Het algemene principe is dat elke omgevingsvergunningsaanvraag een parkeerbehoefte genereert. Om te vermijden dat de parkeerbehoefte (geheel of gedeeltelijk) wordt afgewenteld op het openbaar domein, is het de bedoeling om parkeren maximaal op eigen terrein te voorzien. Dit is het zogenaamde POET principe (Parkeren Op Eigen Terrein).

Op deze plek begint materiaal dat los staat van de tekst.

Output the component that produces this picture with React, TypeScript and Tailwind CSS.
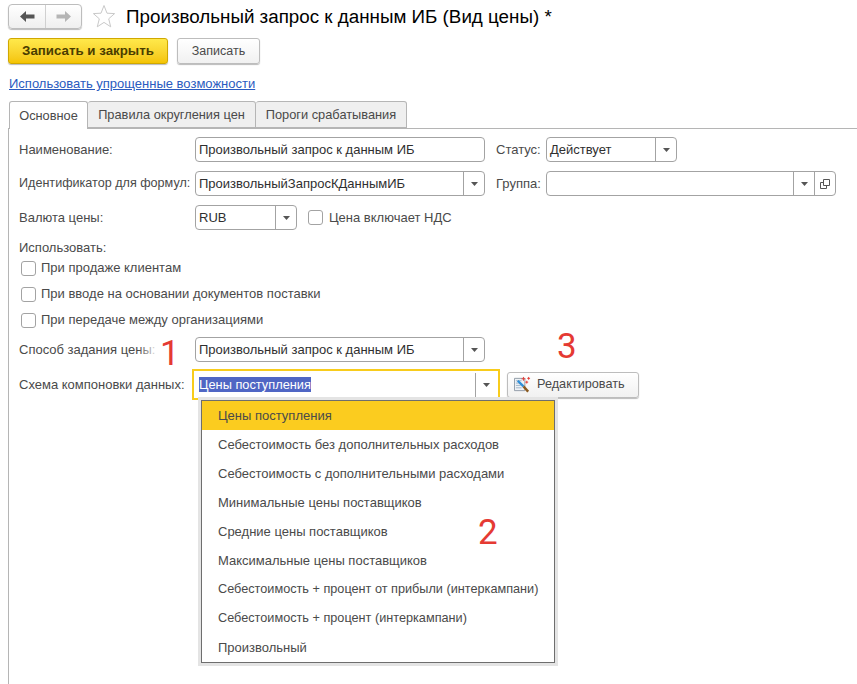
const Caret = () => (
  <svg width="7" height="4" viewBox="0 0 7 4" className="block">
    <path d="M0 0h7L3.5 4z" fill="#555" />
  </svg>
);

const DropButton = () => (
  <div className="w-[21px] h-full shrink-0 border-l border-[#a3a3a3] flex items-center justify-center">
    <Caret />
  </div>
);

const Field = ({ text, width, drop }: { text?: string; width: string; drop?: boolean }) => (
  <div className={`${width} h-[25px] shrink-0 border border-[#a3a3a3] rounded-[4px] bg-white flex items-center`}>
    <span className="flex-1 pl-[3px] text-[#2f2f2f] truncate">{text}</span>
    {drop && <DropButton />}
  </div>
);

const Check = ({ label }: { label: string }) => (
  <div className="h-[26px] flex items-center gap-[5px] pl-[2px]">
    <div className="w-[15px] h-[15px] border border-[#a3a3a3] rounded-[3px] bg-white" />
    <span>{label}</span>
  </div>
);

const Label = ({ text }: { text: string }) => <div className="w-[176px] shrink-0 whitespace-nowrap">{text}</div>;

const items = [
  { text: "Цены поступления" },
  { text: "Себестоимость без дополнительных расходов" },
  { text: "Себестоимость с дополнительными расходами" },
  { text: "Минимальные цены поставщиков" },
  { text: "Средние цены поставщиков" },
  { text: "Максимальные цены поставщиков" },
  { text: "Себестоимость + процент от прибыли (интеркампани)", narrow: true },
  { text: "Себестоимость + процент (интеркампани)", narrow: true },
  { text: "Произвольный" },
];

const Mark = ({ n, className }: { n: string; className: string }) => (
  <span className={`absolute text-[35px] leading-none text-[#e53a33] font-['Roboto',sans-serif] ${className}`}>{n}</span>
);

export default function App() {
  return (
    <div className="relative w-[857px] h-[684px] overflow-hidden bg-white font-['Liberation_Sans',Arial,sans-serif] text-[13px] text-[#4a4a4a]">
      {/* Header */}
      <div className="flex items-center h-[24px] mt-[4px] ml-[8px]">
        <div className="flex w-[74px] h-[25px] border border-[#bdbdbd] rounded-[4px] bg-gradient-to-b from-white to-[#efefef] shadow-[0_1px_1px_#bbb]">
          <div className="w-[37px] border-r border-[#d0d0d0] flex items-center justify-center">
            <svg width="15" height="11" viewBox="0 0 15 11">
              <path d="M0 5.5 6 0v3.500h8.500v4H6V11z" fill="#555" />
            </svg>
          </div>
          <div className="flex-1 flex items-center justify-center">
            <svg width="15" height="11" viewBox="0 0 15 11">
              <path d="M15 5.5 9 0v3.500H.5v4H9V11z" fill="#b5b5b5" />
            </svg>
          </div>
        </div>
        <svg width="24" height="24" viewBox="0 0 24 24" fill="#fff" stroke="#c9c9c9" className="ml-[10px] mr-[10px]">
          <path d="M12 1.500 15 9.200l7.600.4-5.900 5.200 2 8-6.700-4.400-6.700 4.400 2-8L1.400 9.600l7.600-.4z" />
        </svg>
        <span className="text-[18.8px] text-black whitespace-nowrap pt-[2px]">Произвольный запрос к данным ИБ (Вид цены) *</span>
      </div>

      {/* Command bar */}
      <div className="flex gap-[9px] mt-[10px] ml-[8px]">
        <button className="w-[160px] h-[26px] rounded-[3px] border border-[#d0a800] bg-gradient-to-b from-[#ffe94a] to-[#f4c400] font-bold text-[#4a3d00] text-[13.3px] shadow-[0_1px_1px_#bbb]">
          Записать и закрыть
        </button>
        <button className="w-[83px] h-[26px] rounded-[3px] border border-[#bdbdbd] bg-gradient-to-b from-white to-[#f1f1f1] text-[#4a4a4a] text-[12.5px] shadow-[0_1px_1px_#bbb]">
          Записать
        </button>
      </div>

      <div className="mt-[12px] ml-[9px] h-[16px] leading-[16px] text-[#2a5bc0] underline">Использовать упрощенные возможности</div>

      {/* Tabs */}
      <div className="flex mt-[9px] ml-[9px] h-[28px] relative z-10 text-[12.8px]">
        <div className="w-[79px] h-[28px] border border-b-0 border-[#b5b5b5] rounded-t-[3px] bg-white flex items-center justify-center">Основное</div>
        <div className="w-[168px] h-[27px] border border-l-0 border-[#b5b5b5] rounded-t-[3px] bg-[#efefef] flex items-center justify-center">Правила округления цен</div>
        <div className="w-[151px] h-[27px] border border-l-0 border-[#b5b5b5] rounded-t-[3px] bg-[#efefef] flex items-center justify-center">Пороги срабатывания</div>
      </div>

      {/* Form panel */}
      <div className="ml-[8px] h-[557px] -mt-px border-l border-t border-[#b5b5b5] pt-[8px] pl-[10px]">
        <div className="flex items-center h-[25px]">
          <Label text="Наименование:" />
          <Field text="Произвольный запрос к данным ИБ" width="w-[290px]" />
          <span className="ml-[11px] w-[50px]">Статус:</span>
          <Field text="Действует" width="w-[131px]" drop />
        </div>
        <div className="flex items-center h-[25px] mt-[9px]">
          <div className="w-[176px] shrink-0 whitespace-nowrap text-[12.6px]">Идентификатор для формул:</div>
          <Field text="ПроизвольныйЗапросКДаннымИБ" width="w-[290px]" drop />
          <span className="ml-[11px] w-[50px]">Группа:</span>
          <div className="w-[290px] h-[25px] shrink-0 border border-[#a3a3a3] rounded-[4px] flex justify-end">
            <DropButton />
            <div className="w-[21px] h-full shrink-0 border-l border-[#a3a3a3] flex items-center justify-center">
              <svg width="10" height="10" viewBox="0 0 10 10" fill="none" stroke="#555">
                <path d="M3.500 .5h6v6h-6z" />
                <path d="M3.500 3.500H.5v6h6V7" />
              </svg>
            </div>
          </div>
        </div>
        <div className="flex items-center h-[25px] mt-[9px]">
          <Label text="Валюта цены:" />
          <Field text="RUB" width="w-[102px]" drop />
          <div className="ml-[11px] w-[15px] h-[15px] border border-[#a3a3a3] rounded-[3px]" />
          <span className="ml-[6px]">Цена включает НДС</span>
        </div>
        <div className="h-[16px] leading-[16px] mt-[10px]">Использовать:</div>
        <div className="-mt-px">
          <Check label="При продаже клиентам" />
          <Check label="При вводе на основании документов поставки" />
          <Check label="При передаче между организациями" />
        </div>
        <div className="flex items-center h-[25px] mt-[4px]">
          <Label text="Способ задания цены:" />
          <Field text="Произвольный запрос к данным ИБ" width="w-[290px]" drop />
        </div>
        <div className="flex items-center h-[31px] mt-[7px]">
          <div className="w-[173px] shrink-0 whitespace-nowrap">Схема компоновки данных:</div>
          <div className="w-[308px] h-[31px] shrink-0 border-2 border-[#f8cc1c] flex items-center">
            <span className="flex-1 pl-[5px]">
              <span className="bg-[#4f66c4] text-white text-[12.8px] inline-block leading-[15px]">Цены поступления</span>
            </span>
            <div className="w-[21px] h-[24px] shrink-0 border-l border-[#a3a3a3] flex items-center justify-center mr-[2px]">
              <Caret />
            </div>
          </div>
          <button className="ml-[7px] w-[132px] h-[26px] rounded-[3px] border border-[#bdbdbd] bg-gradient-to-b from-white to-[#f1f1f1] text-[#4a4a4a] text-[12.7px] shadow-[0_1px_1px_#bbb] flex items-center gap-[6px] pl-[6px]">
            <svg width="17" height="17" viewBox="0 0 18 18" className="shrink-0">
              <path d="M.5 2.500h11v13H.5z" fill="#eef2f6" stroke="#8f9aa6" />
              <path d="M2 5h6M2 7.500h5M2 10h5M2 12.500h6" stroke="#9fb4c8" />
              <path d="M4 5l6 6" stroke="#2f8fd8" strokeWidth="2.500" />
              <path d="M10 11l5 5.500" stroke="#8a5a20" strokeWidth="2.500" />
              <path d="M8 3h4M10 1v4M14 2.500h3M15.500 1v3M12 6.500h3M13.500 5v3" stroke="#e53a33" />
            </svg>
            <span className="pt-px">Редактировать</span>
          </button>
        </div>
      </div>

      {/* Dropdown list */}
      <div className="absolute left-[201px] top-[400px] w-[354px] h-[263px] bg-white border border-[#6e6e6e] shadow-[0_0_0_3px_#e4e4e4]">
        {items.map((item, i) => (
          <div
            key={item.text}
            className={`h-[29px] flex items-center pl-[16px] ${i === 0 ? "bg-[#fbcc1f]" : ""} ${item.narrow ? "text-[12.7px]" : ""}`}
          >
            {item.text}
          </div>
        ))}
      </div>

      {/* Faded end of the label under the annotation */}
      <div className="absolute left-[138px] top-[340px] w-[18px] h-[18px] bg-gradient-to-r from-transparent to-white/85" />

      <Mark n="1" className="left-[160px] top-[336px]" />
      <Mark n="2" className="left-[478px] top-[515px]" />
      <Mark n="3" className="left-[557px] top-[329px]" />
    </div>
  );
}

De parkeerparagraaf is niet van toepassing aangezien de inhoud van de aanvraag geen impact heeft op de parkeerbehoefte.

Advies van het college 

Door het college wordt voorgesteld de aanvraag te weigeren.

Juridische grond

Het decreet van 25 april 2014 betreffende de omgevingsvergunning, het decreet houdende algemene bepalingen inzake milieubeleid, de Vlaamse Codex Ruimtelijke Ordening, het decreet betreffende het integraal handelsvestigingsbeleid, het decreet betreffende het natuurbehoud en het natuurlijk milieu en hun uitvoeringsbesluiten zijn van toepassing.

Regelgeving: bevoegdheid

Conform artikel 24 en 42 van het Omgevingsvergunningsdecreet heeft het college of de gemeentelijke omgevingsambtenaar de bevoegdheid advies uit te brengen voor de vergunningsaanvragen op haar grondgebied waarvoor de deputatie, de Vlaamse regering of de gewestelijke omgevingsambtenaar de bevoegde overheid is, tenzij:

1. de aanvraag ingediend is door het betrokken college;

2. de aanvraag louter betrekking heeft op mobiele of verplaatsbare ingedeelde inrichtingen of activiteiten.

Fasering

Procedurestap

Datum

Ontvangst adviesvraag

5 december 2022

Start openbaar onderzoek

6 februari 2023

Einde openbaar onderzoek

8 maart 2023

Gemeenteraad voor wegenwerken

geen

Uiterste adviesdatum

24 januari 2023

 

Onderzoek

De aanvraag wordt onderworpen aan 1 openbaar onderzoek.

Nog niet afgerond.

Ingediende bezwaarschriften en petitielijsten

Nog te bezorgen aan de VVO. 

Startdatum

Einddatum

Schriftelijke bezwaar-schriften

Schriftelijke gebundelde bezwaar-schriften

Petitie-lijsten

Digitale bezwaar-schriften

06/02/202308/03/2023



 

Besluit

Het college van burgemeester en schepenen beslist:

Artikel 1

Het college beslist een ongunstig advies, zoals geformuleerd in de argumentatie, te geven op de aanvraag.

Artikel 2

Dit besluit heeft in principe geen financiële gevolgen.